▶ Aim of the exercise
Retype exactly what runs from the first line of the data to the line with "h-[17px] items-center font-bold", keeping both of those lines and skipping pictures.

▶ Supplied information
━━━━━━

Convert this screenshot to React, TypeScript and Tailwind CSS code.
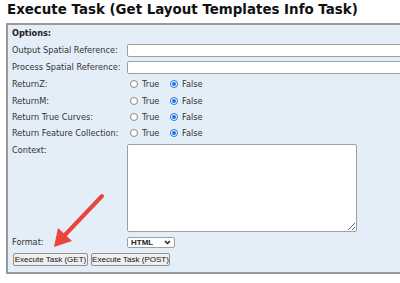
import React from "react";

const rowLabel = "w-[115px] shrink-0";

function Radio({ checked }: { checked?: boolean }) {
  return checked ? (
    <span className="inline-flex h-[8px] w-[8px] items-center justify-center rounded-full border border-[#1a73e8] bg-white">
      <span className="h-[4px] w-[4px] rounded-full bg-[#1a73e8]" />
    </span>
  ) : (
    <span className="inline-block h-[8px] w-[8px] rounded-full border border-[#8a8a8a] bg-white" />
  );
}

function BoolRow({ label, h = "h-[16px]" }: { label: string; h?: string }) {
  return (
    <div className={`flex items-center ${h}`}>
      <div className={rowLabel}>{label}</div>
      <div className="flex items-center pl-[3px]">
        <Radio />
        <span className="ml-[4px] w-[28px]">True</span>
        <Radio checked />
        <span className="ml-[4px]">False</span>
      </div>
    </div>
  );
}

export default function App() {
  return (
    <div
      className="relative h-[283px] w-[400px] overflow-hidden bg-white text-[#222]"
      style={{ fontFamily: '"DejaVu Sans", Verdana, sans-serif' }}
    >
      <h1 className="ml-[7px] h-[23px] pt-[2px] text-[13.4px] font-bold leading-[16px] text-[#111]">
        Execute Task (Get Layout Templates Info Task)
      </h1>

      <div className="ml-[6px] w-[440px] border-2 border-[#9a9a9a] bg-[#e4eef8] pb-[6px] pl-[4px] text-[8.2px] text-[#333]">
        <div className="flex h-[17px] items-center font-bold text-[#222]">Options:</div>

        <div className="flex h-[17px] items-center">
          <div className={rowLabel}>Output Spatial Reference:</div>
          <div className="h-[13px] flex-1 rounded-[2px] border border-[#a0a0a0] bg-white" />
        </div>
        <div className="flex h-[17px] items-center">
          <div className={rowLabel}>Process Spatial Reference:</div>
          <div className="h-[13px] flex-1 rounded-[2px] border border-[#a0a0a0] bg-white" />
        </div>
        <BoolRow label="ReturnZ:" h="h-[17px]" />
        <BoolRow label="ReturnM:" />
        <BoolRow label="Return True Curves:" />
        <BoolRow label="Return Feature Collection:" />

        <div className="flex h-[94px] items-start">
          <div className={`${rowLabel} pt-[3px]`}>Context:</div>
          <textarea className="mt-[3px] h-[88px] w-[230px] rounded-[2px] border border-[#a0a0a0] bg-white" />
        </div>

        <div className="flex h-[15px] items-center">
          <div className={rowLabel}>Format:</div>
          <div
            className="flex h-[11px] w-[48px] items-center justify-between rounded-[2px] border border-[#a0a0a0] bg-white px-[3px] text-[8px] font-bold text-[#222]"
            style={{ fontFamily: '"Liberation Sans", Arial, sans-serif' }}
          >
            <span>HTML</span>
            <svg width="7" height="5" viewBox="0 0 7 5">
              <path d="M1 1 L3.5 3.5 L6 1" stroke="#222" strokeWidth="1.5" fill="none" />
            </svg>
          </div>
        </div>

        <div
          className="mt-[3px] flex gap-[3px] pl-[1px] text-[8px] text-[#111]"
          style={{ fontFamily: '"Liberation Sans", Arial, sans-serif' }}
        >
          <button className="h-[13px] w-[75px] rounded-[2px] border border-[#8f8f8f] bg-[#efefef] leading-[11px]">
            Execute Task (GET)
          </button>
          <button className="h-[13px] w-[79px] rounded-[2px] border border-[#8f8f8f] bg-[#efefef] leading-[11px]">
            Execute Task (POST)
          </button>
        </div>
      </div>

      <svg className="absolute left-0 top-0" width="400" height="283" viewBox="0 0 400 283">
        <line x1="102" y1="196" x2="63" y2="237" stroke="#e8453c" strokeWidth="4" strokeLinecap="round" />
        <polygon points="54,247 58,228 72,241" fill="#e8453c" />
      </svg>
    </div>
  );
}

━━━━━━

▶ Full answer
Convert this screenshot to React, TypeScript and Tailwind CSS code.
import React from "react";

const rowLabel = "w-[115px] shrink-0";

function Radio({ checked }: { checked?: boolean }) {
  return checked ? (
    <span className="inline-flex h-[8px] w-[8px] items-center justify-center rounded-full border border-[#1a73e8] bg-white">
      <span className="h-[4px] w-[4px] rounded-full bg-[#1a73e8]" />
    </span>
  ) : (
    <span className="inline-block h-[8px] w-[8px] rounded-full border border-[#8a8a8a] bg-white" />
  );
}

function BoolRow({ label, h = "h-[16px]" }: { label: string; h?: string }) {
  return (
    <div className={`flex items-center ${h}`}>
      <div className={rowLabel}>{label}</div>
      <div className="flex items-center pl-[3px]">
        <Radio />
        <span className="ml-[4px] w-[28px]">True</span>
        <Radio checked />
        <span className="ml-[4px]">False</span>
      </div>
    </div>
  );
}

export default function App() {
  return (
    <div
      className="relative h-[283px] w-[400px] overflow-hidden bg-white text-[#222]"
      style={{ fontFamily: '"DejaVu Sans", Verdana, sans-serif' }}
    >
      <h1 className="ml-[7px] h-[23px] pt-[2px] text-[13.4px] font-bold leading-[16px] text-[#111]">
        Execute Task (Get Layout Templates Info Task)
      </h1>

      <div className="ml-[6px] w-[440px] border-2 border-[#9a9a9a] bg-[#e4eef8] pb-[6px] pl-[4px] text-[8.2px] text-[#333]">
        <div className="flex h-[17px] items-center font-bold text-[#222]">Options:</div>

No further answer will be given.